5.2.1 Creating a virtual network bridge

A virtual network bridge consists of a few components/configurations, such as a TUN (network tunnel) interface, DHCP server (dnsmasq) and firewall rules (iptables). The virsh command, provided by the libvirt package, makes it very easy to create a virtual bridge. You first need to choose a network subnet for your virtual bridge; if your home LAN is in the ‘192.168.1.0/24’ network, you could opt to use e.g. ‘192.168.2.0/24’. Define an XML file, e.g. /tmp/virbr0.xml, containing the following:

<network>
  <name>virbr0</name>
  <bridge name="virbr0" />
  <forward mode="route"/>
  <ip address="192.168.2.0" netmask="255.255.255.0">
    <dhcp>
      <range start="192.168.2.1" end="192.168.2.254"/>
    </dhcp>
  </ip>
</network>

Then create and configure the interface using the virsh command, as root:

virsh net-define /tmp/virbr0.xml
virsh net-autostart virbr0
virsh net-start virbr0

The ‘virbr0’ interface should now be visible e.g. via the ‘ip address’ command. It will be automatically started every time your libvirt virtual machine is started.

5.2.2 Configuring the static routes for your virtual bridge

If you configured your virtual machine to use your newly created ‘virbr0’ virtual bridge interface, it should already receive an IP via DHCP such as ‘192.168.2.15’ and be reachable from the server hosting it, e.g. via ‘ping 192.168.2.15’. There’s one last configuration needed so that the VM can reach the external network: adding static routes to the network’s router.

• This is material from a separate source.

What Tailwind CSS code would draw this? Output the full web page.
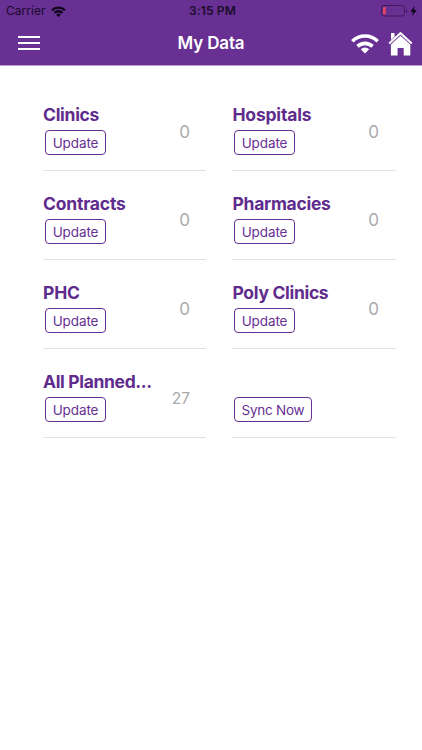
<!DOCTYPE html>
<html lang="en">

<head>
  <meta charset="UTF-8">
  <meta name="viewport" content="width=device-width, initial-scale=1.0">
  <title>My Data</title>
  <script src="https://cdn.jsdelivr.net/npm/@tailwindcss/browser@4"></script>
</head>

<body class="bg-white font-['Inter',sans-serif] h-screen overflow-hidden flex flex-col">

  <!-- Header -->
  <header class="bg-[#673092] h-[66px] shrink-0 border-b border-[#b89bcb]">
    <!-- Status bar -->
    <div class="grid grid-cols-[1fr_auto_1fr] items-center h-[22px] pl-[6px] pr-[4px] text-[#1b0b2c]">
      <div class="flex items-center gap-[5px]">
        <span class="text-[12px] leading-none tracking-[0.05px]">Carrier</span>
        <svg class="w-[15px] h-[11px]" viewBox="0 0 30 22" fill="none" stroke="#0d0418" stroke-width="4.6">
          <path d="M2 8.5a18.5 18.5 0 0 1 26 0" />
          <path d="M7 13.8a11.3 11.3 0 0 1 16 0" />
          <path d="M15 22l-4.6-4.7a6.5 6.5 0 0 1 9.2 0z" fill="#0d0418" stroke="none" />
        </svg>
      </div>
      <span class="text-[12px] leading-none font-semibold tracking-[0.15px] pl-px">3:15 PM</span>
      <div class="flex items-center justify-end">
        <svg class="w-[37px] h-[12px]" viewBox="0 0 37 12">
          <rect x="0.5" y="0.5" width="23" height="10.5" rx="2.5" fill="none" stroke="#3f1a60" />
          <rect x="2" y="2" width="2.8" height="7.5" rx="0.8" fill="#e8415c" />
          <path d="M25 4a2 2 0 0 1 0 3.8z" fill="#3f1a60" />
          <path d="M33.9 0.8L29.4 6.7h2.8l-1.4 4.6 5-6.2h-3z" fill="#0d0418" />
        </svg>
      </div>
    </div>
    <!-- Title bar -->
    <div class="grid grid-cols-[1fr_auto_1fr] items-center h-[42px] px-[9px]">
      <button class="ml-[9px] w-[22px] flex flex-col gap-[4px]" aria-label="Menu">
        <span class="h-[2px] bg-white"></span>
        <span class="h-[2px] bg-white"></span>
        <span class="h-[2px] bg-white"></span>
      </button>
      <h1 class="text-[17px] leading-none font-semibold text-white tracking-[-0.15px]">My Data</h1>
      <div class="flex items-center justify-end gap-[9px]">
        <svg class="w-[28px] h-[21px]" viewBox="0 0 28 21" fill="none" stroke="#fff" stroke-width="3.6">
          <path d="M1.3 8.2a18.2 18.2 0 0 1 25.4 0" />
          <path d="M6.5 13.4a10.8 10.8 0 0 1 15 0" />
          <path d="M14 20.5l-4.2-4.2a6 6 0 0 1 8.4 0z" fill="#fff" stroke="none" />
        </svg>
        <svg class="w-[25px] h-[25px]" viewBox="0 0 25 25">
          <path d="M1.2 12.6L12.5 2.2l11.3 10.4" fill="none" stroke="#fff" stroke-width="2" />
          <path d="M3 2h3.5v3.8L3 9z" fill="#fff" />
          <path d="M12.5 4.8l9.8 8.8v10.9h-6.6v-7.6H9.6v7.6H2.9V13.6z" fill="#fff" />
        </svg>
      </div>
    </div>
  </header>

  <!-- Data cards -->
  <main class="grid grid-cols-[163px_164px] gap-x-[26px] auto-rows-[89px] pl-[43px] pt-[16px]">
    <section class="flex justify-between border-b border-[#e2e2e2] pr-[16px]">
      <div class="pt-[21px]">
        <h2 class="text-[17.5px] leading-[24px] font-bold text-[#5f2c8e] tracking-[-0.3px]">Clinics</h2>
        <button class="block ml-[2px] mt-[3px] w-[61px] h-[25px] border border-[#673092] rounded-[4px] text-[13.5px] leading-[24px] text-[#673092] tracking-[-0.1px]">Update</button>
      </div>
      <span class="pt-[39px] text-[17px] leading-[22px] text-[#a9a9ad]">0</span>
    </section>

    <section class="flex justify-between border-b border-[#e2e2e2] pr-[17px]">
      <div class="pt-[21px]">
        <h2 class="text-[17.5px] leading-[24px] font-bold text-[#5f2c8e] pl-[0.5px] tracking-[-0.2px]">Hospitals</h2>
        <button class="block ml-[2px] mt-[3px] w-[61px] h-[25px] border border-[#673092] rounded-[4px] text-[13.5px] leading-[24px] text-[#673092] tracking-[-0.1px]">Update</button>
      </div>
      <span class="pt-[39px] text-[17px] leading-[22px] text-[#a9a9ad]">0</span>
    </section>

    <section class="flex justify-between border-b border-[#e2e2e2] pr-[16px]">
      <div class="pt-[21px]">
        <h2 class="text-[17.5px] leading-[24px] font-bold text-[#5f2c8e] tracking-[-0.2px]">Contracts</h2>
        <button class="block ml-[2px] mt-[3px] w-[61px] h-[25px] border border-[#673092] rounded-[4px] text-[13.5px] leading-[24px] text-[#673092] tracking-[-0.1px]">Update</button>
      </div>
      <span class="pt-[38px] text-[17px] leading-[22px] text-[#a9a9ad]">0</span>
    </section>

    <section class="flex justify-between border-b border-[#e2e2e2] pr-[17px]">
      <div class="pt-[21px]">
        <h2 class="text-[17.5px] leading-[24px] font-bold text-[#5f2c8e] pl-[0.5px] tracking-[-0.3px]">Pharmacies</h2>
        <button class="block ml-[2px] mt-[3px] w-[61px] h-[25px] border border-[#673092] rounded-[4px] text-[13.5px] leading-[24px] text-[#673092] tracking-[-0.1px]">Update</button>
      </div>
      <span class="pt-[38px] text-[17px] leading-[22px] text-[#a9a9ad]">0</span>
    </section>

    <section class="flex justify-between border-b border-[#e2e2e2] pr-[16px]">
      <div class="pt-[21px]">
        <h2 class="text-[17.5px] leading-[24px] font-bold text-[#5f2c8e] tracking-[-0.2px]">PHC</h2>
        <button class="block ml-[2px] mt-[3px] w-[61px] h-[25px] border border-[#673092] rounded-[4px] text-[13.5px] leading-[24px] text-[#673092] tracking-[-0.1px]">Update</button>
      </div>
      <span class="pt-[38px] text-[17px] leading-[22px] text-[#a9a9ad]">0</span>
    </section>

    <section class="flex justify-between border-b border-[#e2e2e2] pr-[17px]">
      <div class="pt-[21px]">
        <h2 class="text-[17.5px] leading-[24px] font-bold text-[#5f2c8e] pl-[0.5px] tracking-[-0.32px]">Poly Clinics</h2>
        <button class="block ml-[2px] mt-[3px] w-[61px] h-[25px] border border-[#673092] rounded-[4px] text-[13.5px] leading-[24px] text-[#673092] tracking-[-0.1px]">Update</button>
      </div>
      <span class="pt-[38px] text-[17px] leading-[22px] text-[#a9a9ad]">0</span>
    </section>

    <section class="flex justify-between border-b border-[#e2e2e2] pr-[16px]">
      <div class="pt-[21px]">
        <h2 class="text-[17.5px] leading-[24px] font-bold text-[#5f2c8e] tracking-[-0.35px] whitespace-nowrap">All Planned...</h2>
        <button class="block ml-[2px] mt-[3px] w-[61px] h-[25px] border border-[#673092] rounded-[4px] text-[13.5px] leading-[24px] text-[#673092] tracking-[-0.1px]">Update</button>
      </div>
      <span class="pt-[39px] text-[15.5px] leading-[22px] text-[#a9a9ad]">27</span>
    </section>

    <section class="border-b border-[#e2e2e2] pt-[48px]">
      <button class="block ml-[2px] w-[78px] h-[25px] border border-[#673092] rounded-[4px] text-[13.5px] leading-[24px] text-[#673092] tracking-[-0.25px]">Sync Now</button>
    </section>
  </main>

</body>

</html>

In this example, the LAN network is ‘192.168.1.0/24’ and the router configuration web page may be accessible via e.g. the http://192.168.1.1 page. On a router running the libreCMC firmware, you would navigate to the Network → Static Routes page (https://192.168.1.1/cgi-bin/luci/admin/network/routes), and you would add a new entry to the ‘Static IPv4 Routes’ with the following information:

Interface

lan

Target

192.168.2.0

IPv4-Netmask

255.255.255.0

IPv4-Gateway

server-ip

Route type

unicast

where server-ip is the IP address of the machine hosting the VMs, which should be static.

After saving/applying this new static route, external connectivity should work from within your VM; you can e.g. run ‘ping gnu.org’ to verify that it functions correctly.